Все дело в том, что мой двухместный разведчик уступал в скорости одноместным Ньюпорам противника. Я оглянулся - Сумин хладнокровно и тщательно готовил пулемет. По стальному полукругу перед сиденьем передвигался короткий черный ствол. Я осмотрел свой - привинченный впереди над стеклянным щитком перед глазами. Пощупал рычажки у ручки - что ж, надо отгрызаться…
Высший пилотаж - вот, пожалуй, главное в воздушном сражении! При помощи разных сложных фигур и поворотов нужно зайти в наиболее уязвимое место противника - сверху, сбоку, с хвоста и полить его оттуда свинцовой струей. А когда перед вами не один, а целых два противника, наука крутых виражей, скольжений на хвост и на крыло и прочая летная мудрость приобретает особое значение…
Два врага - серебристые, стремительные, неподвижно распластанные хищники с сияющими кругами винтов впереди и внимательными лицами летчиков за ними - брали нас с разных сторон. Я воспользовался этим.
Я бросился на одного, сжимая пальцем пулеметную кнопку. Сзади била мерная чечетка суминского пулемета. Промчавшись мимо, - над моим ухом свистнул смертельный бич, - я круто забрал высоту и стал между солнцем и вражескими машинами.
Теперь я мог их рассмотреть сверху. Один из пилотов - с выступающими из кабинки офицерскими эполетами и лихо заломленной на голове фуражкой - тоже брал высоту, резко задирая нос машины.
Другой шел в боковой обход.
Я начал пикировать на первого противника.
Все, конечно, знают эту введенную немецкими летчиками фигуру. Я выключаю мотор и с двигающимся носом, мотором вниз, резко, несколько метров в секунду, лечу на находящегося подо мной. Получается впечатление, что я хочу сшибиться с вражеским аэропланом! Потом, когда противник уйдете дороги, выравниваю планы и снова становлюсь в позицию, уставившись вверх неподвижным лбом машины. Трюк рассчитан главным образом на нервность неприятеля! Хотя, сказать откровенно, ни один приличный летчик вообще не должен знать, что такое нервы!
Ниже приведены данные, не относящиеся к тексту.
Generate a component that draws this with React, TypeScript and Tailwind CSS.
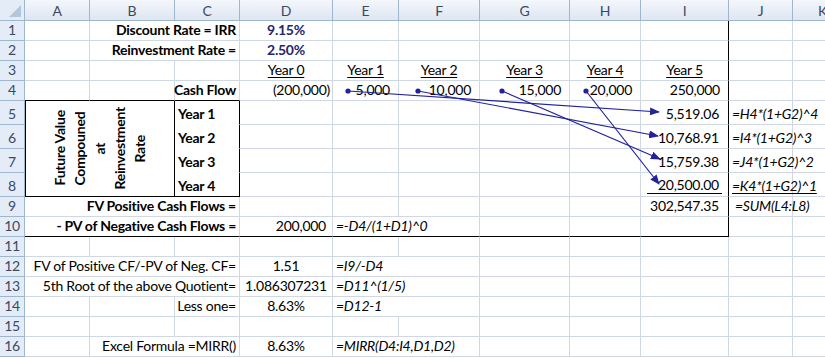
import type { ReactNode } from "react";

const cols = ["A", "B", "C", "D", "E", "F", "G", "H", "I", "J", "K"];

type Edge = "g" | "k" | "w";

const rightEdge: Record<Edge, string> = {
  g: "border-r-[#d0d7e5]",
  k: "border-r-black",
  w: "border-r-white",
};
const bottomEdge: Record<Edge, string> = {
  g: "border-b-[#d0d7e5]",
  k: "border-b-black",
  w: "border-b-white",
};

function Cell({
  r = "g",
  b = "g",
  className = "",
  children,
}: {
  r?: Edge;
  b?: Edge;
  className?: string;
  children?: ReactNode;
}) {
  return (
    <div
      className={`flex items-end whitespace-nowrap border-r border-b px-[3px] pb-[1px] leading-[18px] ${rightEdge[r]} ${bottomEdge[b]} ${className}`}
    >
      {children}
    </div>
  );
}

function RowNum({ n }: { n: number }) {
  return (
    <div className="flex items-end justify-center border-r border-b border-[#9eb6ce] bg-[#e4ecf7] pb-[1px] leading-[18px] text-[#3b4a63]">
      {n}
    </div>
  );
}

// run of empty cells; lastI puts the black right edge of column I on the last one
function Blank({ count, lastI = false }: { count: number; lastI?: boolean }) {
  return (
    <>
      {Array.from({ length: count }).map((_, i) => (
        <Cell key={i} r={lastI && i === count - 1 ? "k" : "g"} />
      ))}
    </>
  );
}

const num = "justify-end pr-[8px]";
const fv = "justify-end pr-[9px]";
const formula = "italic pl-[3px]";

function Arrows() {
  const lines = [
    { x1: 348, y1: 91, x2: 659, y2: 112 },
    { x1: 418, y1: 91, x2: 658, y2: 136 },
    { x1: 502, y1: 91, x2: 660, y2: 159 },
    { x1: 586, y1: 91, x2: 659, y2: 184 },
  ];
  return (
    <svg
      className="pointer-events-none absolute left-0 top-0"
      width={825}
      height={358}
      viewBox="0 0 825 358"
    >
      <defs>
        <marker
          id="head"
          markerWidth="10"
          markerHeight="8"
          refX="9"
          refY="4"
          orient="auto"
          markerUnits="userSpaceOnUse"
        >
          <path d="M0 0 L10 4 L0 8 Z" fill="#22229a" />
        </marker>
      </defs>
      {lines.map((l, i) => (
        <g key={i}>
          <line
            x1={l.x1}
            y1={l.y1}
            x2={l.x2}
            y2={l.y2}
            stroke="#22229a"
            strokeWidth="1.2"
            markerEnd="url(#head)"
          />
          <circle cx={l.x1} cy={l.y1} r="2.6" fill="#22229a" />
        </g>
      ))}
    </svg>
  );
}

export default function App() {
  return (
    <div className="relative h-[358px] w-[825px] overflow-hidden bg-white font-['Lato',sans-serif] text-[14px] tracking-[-0.25px] text-black">
      <div className="grid grid-cols-[25px_65px_85px_65px_93px_66px_81px_90px_71px_88px_64px_60px] grid-rows-[21px_20px_20px_20px_20px_24px_24px_24px_24px_20px_20px_20px_20px_20px_20px_20px_20px]">
        {/* header row */}
        <div className="relative border-r border-b border-[#9eb6ce] bg-[#e4ecf7]">
          <div className="absolute bottom-[3px] right-[3px] h-0 w-0 border-l-[12px] border-b-[12px] border-l-transparent border-b-[#b4c6dc]" />
        </div>
        {cols.map((c) => (
          <div
            key={c}
            className="flex items-center justify-center border-r border-b border-[#9eb6ce] bg-gradient-to-b from-[#f4f7fc] to-[#dde6f2] text-[#3b4a63]"
          >
            {c}
          </div>
        ))}

        {/* row 1 */}
        <RowNum n={1} />
        <Cell />
        <Cell className="col-span-2 justify-end font-bold">Discount Rate = IRR</Cell>
        <Cell className="justify-center font-bold text-[#25256f]">9.15%</Cell>
        <Blank count={5} lastI />
        <Blank count={2} />

        {/* row 2 */}
        <RowNum n={2} />
        <Cell />
        <Cell className="col-span-2 justify-end font-bold">Reinvestment Rate =</Cell>
        <Cell className="justify-center font-bold text-[#25256f]">2.50%</Cell>
        <Blank count={5} lastI />
        <Blank count={2} />

        {/* row 3 */}
        <RowNum n={3} />
        <Blank count={3} />
        {["Year 0", "Year 1", "Year 2", "Year 3", "Year 4", "Year 5"].map((y, i) => (
          <Cell key={y} r={i === 5 ? "k" : "g"} className="justify-center">
            <span className="underline underline-offset-2">{y}</span>
          </Cell>
        ))}
        <Blank count={2} />

        {/* row 4 */}
        <RowNum n={4} />
        <Cell b="k" />
        <Cell b="k" />
        <Cell b="k" className="justify-end font-bold">Cash Flow</Cell>
        <Cell className="justify-end pr-[2px]">(200,000)</Cell>
        <Cell className={num}>5,000</Cell>
        <Cell className={num}>10,000</Cell>
        <Cell className={num}>15,000</Cell>
        <Cell className={num}>20,000</Cell>
        <Cell r="k" className={num}>250,000</Cell>
        <Blank count={2} />

        {/* rows 5-8 */}
        <RowNum n={5} />
        <div className="col-span-2 row-span-4 flex items-center justify-center border-l border-r border-b border-black">
          <div className="rotate-180 text-center font-bold leading-[20px] [writing-mode:vertical-rl]">
            Future Value
            <br />
            Compouned
            <br />
            at
            <br />
            Reinvestment
            <br />
            Rate
          </div>
        </div>
        <Cell r="k" b="w" className="font-bold">Year 1</Cell>
        <Blank count={5} />
        <Cell r="k" className={fv}>5,519.06</Cell>
        <Cell className={formula}>=H4*(1+G2)^4</Cell>
        <Cell />

        <RowNum n={6} />
        <Cell r="k" b="w" className="font-bold">Year 2</Cell>
        <Blank count={5} />
        <Cell r="k" className={fv}>10,768.91</Cell>
        <Cell className={formula}>=I4*(1+G2)^3</Cell>
        <Cell />

        <RowNum n={7} />
        <Cell r="k" b="w" className="font-bold">Year 3</Cell>
        <Blank count={5} />
        <Cell r="k" className={fv}>15,759.38</Cell>
        <Cell className={formula}>=J4*(1+G2)^2</Cell>
        <Cell />

        <RowNum n={8} />
        <Cell r="k" b="k" className="font-bold">Year 4</Cell>
        <Blank count={5} />
        <Cell r="k" className="px-[6px] pb-[2px]">
          <div className="flex-1 border-b border-black pr-[3px] text-right leading-[17px]">
            20,500.00
          </div>
        </Cell>
        <Cell className={formula}>
          <span className="underline underline-offset-2">=K4*(1+G2)^1</span>
        </Cell>
        <Cell />

        {/* row 9 */}
        <RowNum n={9} />
        <Cell className="col-span-3 justify-end font-bold">FV Positive Cash Flows =</Cell>
        <Blank count={5} />
        <Cell r="k" className={fv}>302,547.35</Cell>
        <Cell className="italic pl-[6px]">=SUM(L4:L8)</Cell>
        <Cell />

        {/* row 10 */}
        <RowNum n={10} />
        <Cell b="k" className="col-span-3 justify-end font-bold">- PV of Negative Cash Flows =</Cell>
        <Cell b="k" className="justify-end pr-[6px]">200,000</Cell>
        <Cell b="k" className={`col-span-2 ${formula}`}>=-D4/(1+D1)^0</Cell>
        <Cell b="k" />
        <Cell b="k" />
        <Cell r="k" b="k" />
        <Blank count={2} />

        {/* row 11 */}
        <RowNum n={11} />
        <Blank count={11} />

        {/* row 12 */}
        <RowNum n={12} />
        <Cell className="col-span-3 justify-end">FV of Positive CF/-PV of Neg. CF=</Cell>
        <Cell className="justify-center">1.51</Cell>
        <Cell className={`col-span-2 ${formula}`}>=I9/-D4</Cell>
        <Blank count={5} />

        {/* row 13 */}
        <RowNum n={13} />
        <Cell className="col-span-3 justify-end">5th Root of the above Quotient=</Cell>
        <Cell className="justify-center">1.086307231</Cell>
        <Cell className={`col-span-2 ${formula}`}>=D11^(1/5)</Cell>
        <Blank count={5} />

        {/* row 14 */}
        <RowNum n={14} />
        <Cell />
        <Cell />
        <Cell className="justify-end">Less one=</Cell>
        <Cell className="justify-center">8.63%</Cell>
        <Cell className={`col-span-2 ${formula}`}>=D12-1</Cell>
        <Blank count={5} />

        {/* row 15 */}
        <RowNum n={15} />
        <Blank count={11} />

        {/* row 16 */}
        <RowNum n={16} />
        <Cell />
        <Cell className="col-span-2 justify-end">Excel Formula =MIRR()</Cell>
        <Cell className="justify-center">8.63%</Cell>
        <Cell className={`col-span-2 ${formula}`}>=MIRR(D4:I4,D1,D2)</Cell>
        <Blank count={5} />
      </div>
      <Arrows />
    </div>
  );
}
Но мой золотопогонный враг, очевидно, не знал этого. Увидев отвесно падающий самолет с двумя гремящими пулеметами, он нелепо рванулся в сторону. Возможно, что и несколько десятков верно направленных пуль сыграли здесь свою роль. Как бы то ни было, машина белого начала кувыркаться и исчезла в серой поверхности под нами. Я повернулся ко второму.
Он не зевал в это время. Он бросился мимо, почти задев крылом наше хвостовое оперение. Я почуял ровный треск его пулемета и увидел мгновенно возникшую линию дыр, идущих от конца крыла к нашему мотору. Он сделал резкий вираж и снова пошел в атаку.
Можно представить себе эту картину - в голубой прозрачной бесконечности над темной линией туч вьются друг около друга два ядовитых огромных насекомых с широко разбросанными поверхностями мощных крыльев. Внутри каждого - человек, единственная мысль которого - уничтожить, сбросить, вывести из строя машину противника. Если принять во внимание, что летчик серьезно поврежденного самолета почти никогда не достигает земли живым, мы поймем серьезность и ожесточение такого боя!
Итак, наш противник оказался искусным и упорным бойцом. Но на полдороге к нам с ним произошла нежданная авария.
Серебристая машина начала медленно наклоняться - из-за стеклянного щитка за пропеллером смотрело совершенно бледное лицо. Потом по передней части корпуса пробежали почти невидимые голубоватые тени. Пополз легкий дымок. Мы подожгли вражескую машину!
Самолет перевернулся через крыло и выровнялся опять. Пламя быстро распространялось.